*Aim of the task:* Output each entry that follows exactly. Images stay out.

*Stored rows:*
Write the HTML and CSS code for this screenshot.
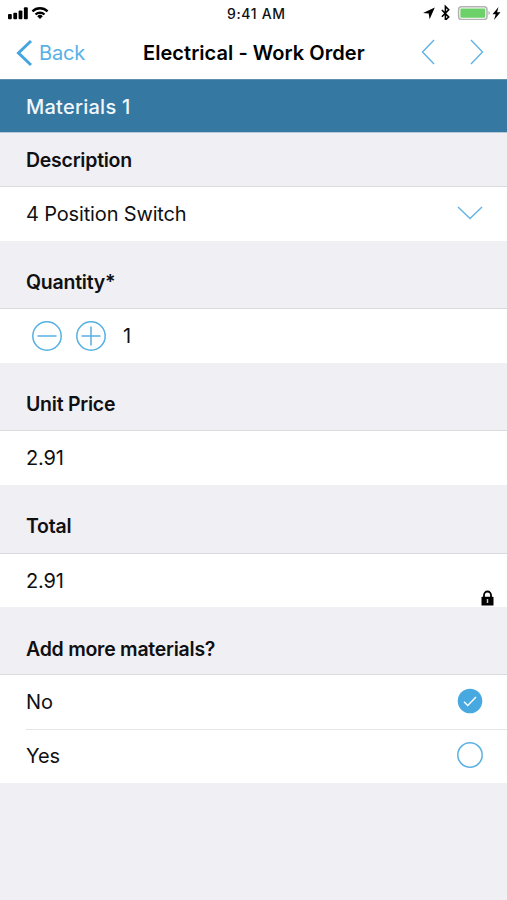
FILE: index.html
```
<!DOCTYPE html>
<html lang="en">
<head>
<meta charset="utf-8">
<meta name="viewport" content="width=device-width, initial-scale=1">
<title>Electrical - Work Order</title>
<link rel="stylesheet" href="styles.css">
</head>
<body>
<header class="top">
  <div class="status">
    <svg class="status-left" width="44" height="20" viewBox="0 0 44 20">
      <rect x="0" y="14" width="3.8" height="5.3" rx="1"/><rect x="5.3" y="12.7" width="3.8" height="6.6" rx="1"/><rect x="10.6" y="10.4" width="3.8" height="8.9" rx="1"/><rect x="15.9" y="7.3" width="3.900" height="12" rx="1"/>
      <g fill="none" stroke="#000" stroke-width="2.3"><path d="M24.4 11.3a11 11 0 0 1 15.2 0"/><path d="M27.5 14.5a6.6 6.6 0 0 1 9 0"/></g>
      <path d="M32 19l-2.8-2.8a4 4 0 0 1 5.6 0z"/>
    </svg>
    <span class="time">9:41 AM</span>
    <svg class="status-right" width="80" height="20" viewBox="0 0 80 20">
      <path d="M11.800 7.500L6.600 19.300 5.700 13.600 0 13z"/>
      <path d="M18.900 10l6.800 7-3.300 3V6.500l3.300 3.300-6.800 7" fill="none" stroke="#000" stroke-width="1.600"/>
      <rect x="35.600" y="6.700" width="28.400" height="12.800" rx="3" fill="#fff" stroke="#b1b3b1" stroke-width="1.500"/>
      <rect x="37.400" y="8.500" width="24.800" height="9.200" rx="1" fill="#6bd168"/>
      <path d="M65.500 11v4a2.200 2.200 0 0 0 0-4" fill="#aaa"/>
      <path d="M75.500 7l-6 7.300h3.200L71 20l6.500-7.800h-3.400z"/>
    </svg>
  </div>
  <nav class="nav">
    <a class="back"><svg width="18" height="28" viewBox="0 0 18 28"><path d="M15 2L2.500 14l12.500 12"/></svg><span>Back</span></a>
    <h1 class="title">Electrical - Work Order</h1>
    <div class="arrows">
      <svg width="14" height="26" viewBox="0 0 14 26"><path d="M13 1L1.500 13 13 25"/></svg>
      <svg width="14" height="26" viewBox="0 0 14 26"><path d="M1 1l11.500 12L1 25"/></svg>
    </div>
  </nav>
</header>
<main>
  <h2 class="banner">Materials 1</h2>
  <h3 class="label first">Description</h3>
  <div class="row"><span>4 Position Switch</span>
    <svg class="chevron" width="26" height="14" viewBox="0 0 26 14"><path d="M1 1l12 11.500L25 1"/></svg></div>
  <h3 class="label">Quantity*</h3>
  <div class="row stepper">
    <svg width="30" height="30" viewBox="0 0 30 30"><circle cx="15" cy="15" r="14.200"/><path d="M5.500 15h19"/></svg>
    <svg width="30" height="30" viewBox="0 0 30 30"><circle cx="15" cy="15" r="14.200"/><path d="M5.500 15h19M15 5.500v19"/></svg>
    <span>1</span>
  </div>
  <h3 class="label">Unit Price</h3>
  <div class="row"><span>2.91</span></div>
  <h3 class="label total">Total</h3>
  <div class="row locked"><span>2.91</span>
    <svg class="lock" width="13" height="16" viewBox="0 0 13 16"><path d="M3 8V5a3.500 3.500 0 0 1 7 0v3" fill="none" stroke="#000" stroke-width="1.800"/><rect x=".5" y="6.800" width="12" height="8.700" rx=".6"/><path d="M6.500 9v4" stroke="#ccc" stroke-width="1.500"/></svg></div>
  <h3 class="label more">Add more materials?</h3>
  <div class="row"><span>No</span>
    <svg class="radio" width="26" height="26" viewBox="0 0 26 26"><circle cx="13" cy="13" r="12.300" fill="#48a9e1"/><path d="M7 13.800l3.700 3.700L19 9" fill="none" stroke="#fff" stroke-width="1.400"/></svg></div>
  <div class="row divided"><span>Yes</span>
    <svg class="radio" width="26" height="26" viewBox="0 0 26 26"><circle cx="13" cy="13" r="12.200" fill="none" stroke="#5cb1e3" stroke-width="1.500"/></svg></div>
</main>
</body>
</html>
```
FILE: styles.css
```
* { box-sizing: border-box; }
body { margin: 0; min-height: 900px; background: #efeff4; color: #101012; font: 400 20px/28px Inter, sans-serif; }
h1, h2, h3 { margin: 0; font-size: 20px; font-weight: 600; }
svg { display: block; flex: none; }
span, h1 { white-space: nowrap; }
.top { height: 79px; background: #fff; }
.status { height: 27px; display: grid; grid-template-columns: 219px 1fr auto; padding: 0 4px 0 8px; }
.time { font-size: 14px; font-weight: 500; line-height: 27px; letter-spacing: .65px; }
.nav { height: 51px; display: grid; grid-template-columns: 143px 1fr auto; align-items: center; padding: 0 23px 0 0; }
.back { display: flex; align-items: center; gap: 5px; padding-left: 16px; color: #58b1e6; letter-spacing: -.2px; }
.back svg { fill: none; stroke: #45a5e0; stroke-width: 3; }
.title { color: #000; letter-spacing: .05px; }
.arrows { display: flex; gap: 35px; margin-top: -2px; }
.arrows svg, .chevron { fill: none; stroke: #5fb3e5; stroke-width: 1.4; }
.chevron { margin-top: -2px; }
.banner { height: 54px; display: flex; align-items: center; padding: 1px 0 0 26px; background: #3579a3; border-bottom: 1px solid #b5c9d8; border-top: 1px solid #5d8fac; color: #f1f7fb; font-weight: 500; letter-spacing: .25px; }
.label { height: 68px; padding: 27px 26px 0; border-bottom: 1px solid #d9d9de; font-size: 19.5px; letter-spacing: -.25px; }
.label.first { height: 54px; padding-top: 13px; }
.label.total { height: 69px; }
.label.more { padding-top: 28px; }
.row { height: 54px; display: flex; align-items: center; justify-content: space-between; padding: 0 24px 0 26px; background: #fff; letter-spacing: -.15px; }
.row.locked { height: 53px; }
.stepper { justify-content: flex-start; gap: 14px; padding-left: 32px; }
.stepper svg { fill: none; stroke: #55b0e3; stroke-width: 1.5; }
.stepper span { padding-left: 3px; }
.lock { align-self: flex-end; margin: 0 -11px 1px 0; }
.radio { margin-top: -2px; }
.divided { background: linear-gradient(#e6e6ea, #e6e6ea) 26px 0 / 100% 1px no-repeat #fff; }
```
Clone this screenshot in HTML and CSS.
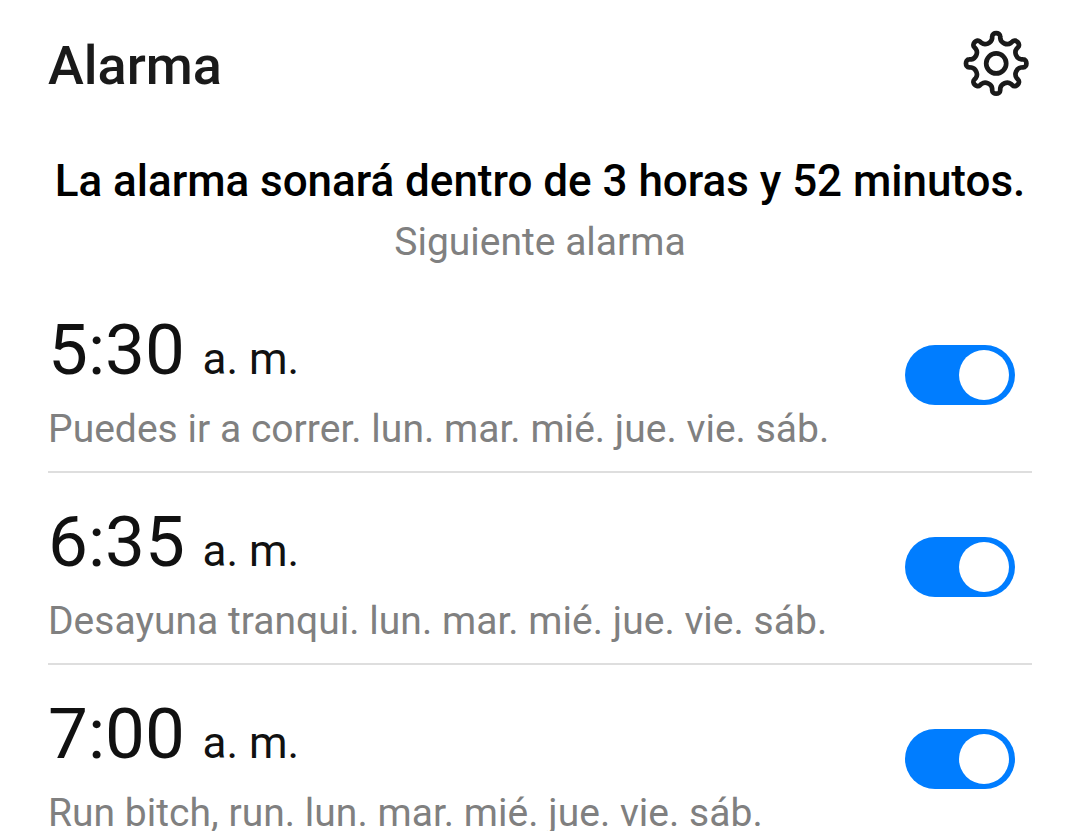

*Response to the exercise:*
Write the HTML and CSS code for this screenshot.
FILE: index.html
```
<!DOCTYPE html>
<html lang="en">
<head>
<meta charset="utf-8">
<meta name="viewport" content="width=device-width, initial-scale=1">
<title>Electrical - Work Order</title>
<link rel="stylesheet" href="styles.css">
</head>
<body>
<header class="top">
  <div class="status">
    <svg class="status-left" width="44" height="20" viewBox="0 0 44 20">
      <rect x="0" y="14" width="3.8" height="5.3" rx="1"/><rect x="5.3" y="12.7" width="3.8" height="6.6" rx="1"/><rect x="10.6" y="10.4" width="3.8" height="8.9" rx="1"/><rect x="15.9" y="7.3" width="3.900" height="12" rx="1"/>
      <g fill="none" stroke="#000" stroke-width="2.3"><path d="M24.4 11.3a11 11 0 0 1 15.2 0"/><path d="M27.5 14.5a6.6 6.6 0 0 1 9 0"/></g>
      <path d="M32 19l-2.8-2.8a4 4 0 0 1 5.6 0z"/>
    </svg>
    <span class="time">9:41 AM</span>
    <svg class="status-right" width="80" height="20" viewBox="0 0 80 20">
      <path d="M11.800 7.500L6.600 19.300 5.700 13.600 0 13z"/>
      <path d="M18.900 10l6.800 7-3.300 3V6.500l3.300 3.300-6.800 7" fill="none" stroke="#000" stroke-width="1.600"/>
      <rect x="35.600" y="6.700" width="28.400" height="12.800" rx="3" fill="#fff" stroke="#b1b3b1" stroke-width="1.500"/>
      <rect x="37.400" y="8.500" width="24.800" height="9.200" rx="1" fill="#6bd168"/>
      <path d="M65.500 11v4a2.200 2.200 0 0 0 0-4" fill="#aaa"/>
      <path d="M75.500 7l-6 7.300h3.200L71 20l6.500-7.800h-3.400z"/>
    </svg>
  </div>
  <nav class="nav">
    <a class="back"><svg width="18" height="28" viewBox="0 0 18 28"><path d="M15 2L2.500 14l12.500 12"/></svg><span>Back</span></a>
    <h1 class="title">Electrical - Work Order</h1>
    <div class="arrows">
      <svg width="14" height="26" viewBox="0 0 14 26"><path d="M13 1L1.500 13 13 25"/></svg>
      <svg width="14" height="26" viewBox="0 0 14 26"><path d="M1 1l11.500 12L1 25"/></svg>
    </div>
  </nav>
</header>
<main>
  <h2 class="banner">Materials 1</h2>
  <h3 class="label first">Description</h3>
  <div class="row"><span>4 Position Switch</span>
    <svg class="chevron" width="26" height="14" viewBox="0 0 26 14"><path d="M1 1l12 11.500L25 1"/></svg></div>
  <h3 class="label">Quantity*</h3>
  <div class="row stepper">
    <svg width="30" height="30" viewBox="0 0 30 30"><circle cx="15" cy="15" r="14.200"/><path d="M5.500 15h19"/></svg>
    <svg width="30" height="30" viewBox="0 0 30 30"><circle cx="15" cy="15" r="14.200"/><path d="M5.500 15h19M15 5.500v19"/></svg>
    <span>1</span>
  </div>
  <h3 class="label">Unit Price</h3>
  <div class="row"><span>2.91</span></div>
  <h3 class="label total">Total</h3>
  <div class="row locked"><span>2.91</span>
    <svg class="lock" width="13" height="16" viewBox="0 0 13 16"><path d="M3 8V5a3.500 3.500 0 0 1 7 0v3" fill="none" stroke="#000" stroke-width="1.800"/><rect x=".5" y="6.800" width="12" height="8.700" rx=".6"/><path d="M6.500 9v4" stroke="#ccc" stroke-width="1.500"/></svg></div>
  <h3 class="label more">Add more materials?</h3>
  <div class="row"><span>No</span>
    <svg class="radio" width="26" height="26" viewBox="0 0 26 26"><circle cx="13" cy="13" r="12.300" fill="#48a9e1"/><path d="M7 13.800l3.700 3.700L19 9" fill="none" stroke="#fff" stroke-width="1.400"/></svg></div>
  <div class="row divided"><span>Yes</span>
    <svg class="radio" width="26" height="26" viewBox="0 0 26 26"><circle cx="13" cy="13" r="12.200" fill="none" stroke="#5cb1e3" stroke-width="1.500"/></svg></div>
</main>
</body>
</html>
```
FILE: styles.css
```
* { box-sizing: border-box; }
body { margin: 0; min-height: 900px; background: #efeff4; color: #101012; font: 400 20px/28px Inter, sans-serif; }
h1, h2, h3 { margin: 0; font-size: 20px; font-weight: 600; }
svg { display: block; flex: none; }
span, h1 { white-space: nowrap; }
.top { height: 79px; background: #fff; }
.status { height: 27px; display: grid; grid-template-columns: 219px 1fr auto; padding: 0 4px 0 8px; }
.time { font-size: 14px; font-weight: 500; line-height: 27px; letter-spacing: .65px; }
.nav { height: 51px; display: grid; grid-template-columns: 143px 1fr auto; align-items: center; padding: 0 23px 0 0; }
.back { display: flex; align-items: center; gap: 5px; padding-left: 16px; color: #58b1e6; letter-spacing: -.2px; }
.back svg { fill: none; stroke: #45a5e0; stroke-width: 3; }
.title { color: #000; letter-spacing: .05px; }
.arrows { display: flex; gap: 35px; margin-top: -2px; }
.arrows svg, .chevron { fill: none; stroke: #5fb3e5; stroke-width: 1.4; }
.chevron { margin-top: -2px; }
.banner { height: 54px; display: flex; align-items: center; padding: 1px 0 0 26px; background: #3579a3; border-bottom: 1px solid #b5c9d8; border-top: 1px solid #5d8fac; color: #f1f7fb; font-weight: 500; letter-spacing: .25px; }
.label { height: 68px; padding: 27px 26px 0; border-bottom: 1px solid #d9d9de; font-size: 19.5px; letter-spacing: -.25px; }
.label.first { height: 54px; padding-top: 13px; }
.label.total { height: 69px; }
.label.more { padding-top: 28px; }
.row { height: 54px; display: flex; align-items: center; justify-content: space-between; padding: 0 24px 0 26px; background: #fff; letter-spacing: -.15px; }
.row.locked { height: 53px; }
.stepper { justify-content: flex-start; gap: 14px; padding-left: 32px; }
.stepper svg { fill: none; stroke: #55b0e3; stroke-width: 1.5; }
.stepper span { padding-left: 3px; }
.lock { align-self: flex-end; margin: 0 -11px 1px 0; }
.radio { margin-top: -2px; }
.divided { background: linear-gradient(#e6e6ea, #e6e6ea) 26px 0 / 100% 1px no-repeat #fff; }
```
Clone this screenshot in HTML and CSS.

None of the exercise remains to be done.